===== DATA PROVIDED =====

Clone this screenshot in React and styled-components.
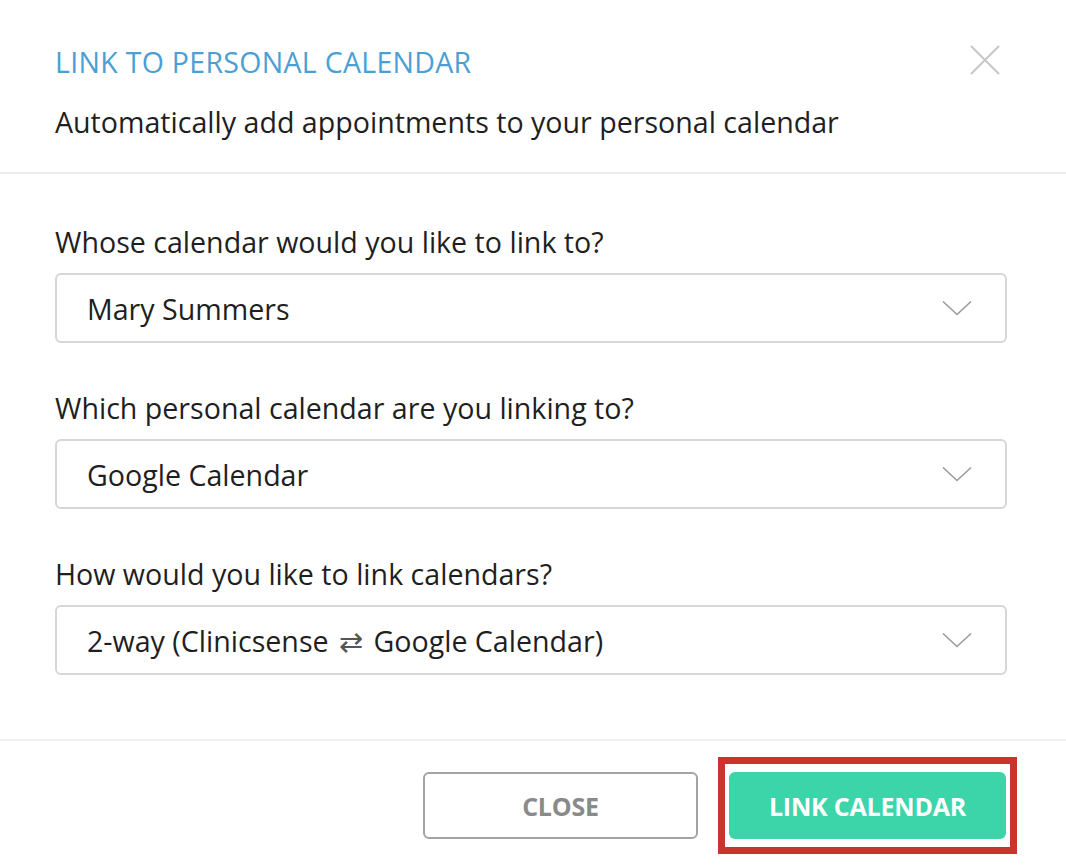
import React from "react";
import styled, { createGlobalStyle } from "styled-components";

const GlobalStyle = createGlobalStyle`
  body {
    margin: 0;
    background: #ffffff;
    font-family: "Open Sans", "Liberation Sans", sans-serif;
  }
`;

const Dialog = styled.div`
  width: 1066px;
  background: #ffffff;
  color: #1f1f1f;
`;

const Header = styled.div`
  position: relative;
  padding: 44px 55px 32px;
  border-bottom: 2px solid #ededed;
`;

const Title = styled.h2`
  margin: 0;
  font-size: 28.5px;
  line-height: 36px;
  font-weight: 400;
  letter-spacing: 0.3px;
  color: #4b9fd3;
`;

const Subtitle = styled.p`
  margin: 24px 0 0;
  font-size: 28.6px;
  line-height: 36px;
  color: #1f1f1f;
`;

const CloseX = styled.button`
  position: absolute;
  top: 45px;
  right: 66px;
  width: 30px;
  height: 30px;
  padding: 0;
  border: none;
  background: none;
  cursor: pointer;
`;

const Body = styled.div`
  padding: 50px 59px 64px 55px;
  border-bottom: 2px solid #f0f0f0;
`;

const Field = styled.div`
  & + & {
    margin-top: 47px;
  }
`;

const Label = styled.label`
  display: block;
  font-size: 28.6px;
  line-height: 36px;
  margin-bottom: 13px;
  color: #1f1f1f;
`;

const Select = styled.div`
  box-sizing: border-box;
  height: 70px;
  display: flex;
  align-items: center;
  justify-content: space-between;
  padding: 0 33px 0 30px;
  border: 2px solid #d6d6d6;
  border-radius: 6px;
  font-size: 28.6px;
  color: #1f1f1f;
`;

const Arrows = styled.span`
  color: #555555;
  margin: 0 3px;
`;

const Footer = styled.div`
  display: flex;
  justify-content: flex-end;
  align-items: center;
  gap: 20px;
  padding: 16px 49px 11px 0;
`;

const Button = styled.button`
  box-sizing: border-box;
  width: ${(p) => (p.$primary ? "277px" : "275px")};
  height: 67px;
  border-radius: 6px;
  font-family: "Open Sans", "Liberation Sans", sans-serif;
  font-size: 25px;
  font-weight: 700;
  letter-spacing: -0.2px;
  cursor: pointer;
  border: ${(p) => (p.$primary ? "none" : "2px solid #a3a3a3")};
  background: ${(p) => (p.$primary ? "#3cd5aa" : "#ffffff")};
  color: ${(p) => (p.$primary ? "#ffffff" : "#8a8a8a")};
`;

const Highlight = styled.div`
  border: 7px solid #c9352c;
  padding: 8px 4px;
`;

const Chevron = () => (
  <svg width="30" height="16" viewBox="0 0 30 16" fill="none">
    <path d="M1 1.5 L15 14.5 L29 1.5" stroke="#9b9b9b" strokeWidth="1.6" />
  </svg>
);

const Dropdown = ({ label, children }) => (
  <Field>
    <Label>{label}</Label>
    <Select>
      <span>{children}</span>
      <Chevron />
    </Select>
  </Field>
);

const App = () => {
  return (
    <Dialog>
      <GlobalStyle />
      <Header>
        <Title>LINK TO PERSONAL CALENDAR</Title>
        <Subtitle>Automatically add appointments to your personal calendar</Subtitle>
        <CloseX aria-label="Close">
          <svg width="30" height="30" viewBox="0 0 30 30">
            <path d="M1 1 L29 29 M29 1 L1 29" stroke="#c6c6c6" strokeWidth="2" />
          </svg>
        </CloseX>
      </Header>
      <Body>
        <Dropdown label="Whose calendar would you like to link to?">Mary Summers</Dropdown>
        <Dropdown label="Which personal calendar are you linking to?">Google Calendar</Dropdown>
        <Dropdown label="How would you like to link calendars?">
          2-way (Clinicsense <Arrows>⇄</Arrows> Google Calendar)
        </Dropdown>
      </Body>
      <Footer>
        <Button>CLOSE</Button>
        <Highlight>
          <Button $primary>LINK CALENDAR</Button>
        </Highlight>
      </Footer>
    </Dialog>
  );
};

export default App;
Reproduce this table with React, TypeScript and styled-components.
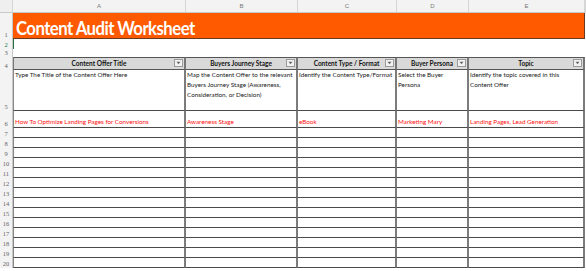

=====

* _STATED GOAL_
Count every line in the data that contains the word "this", then give that count and nothing else.

* _THE COMPLETED TASK_
2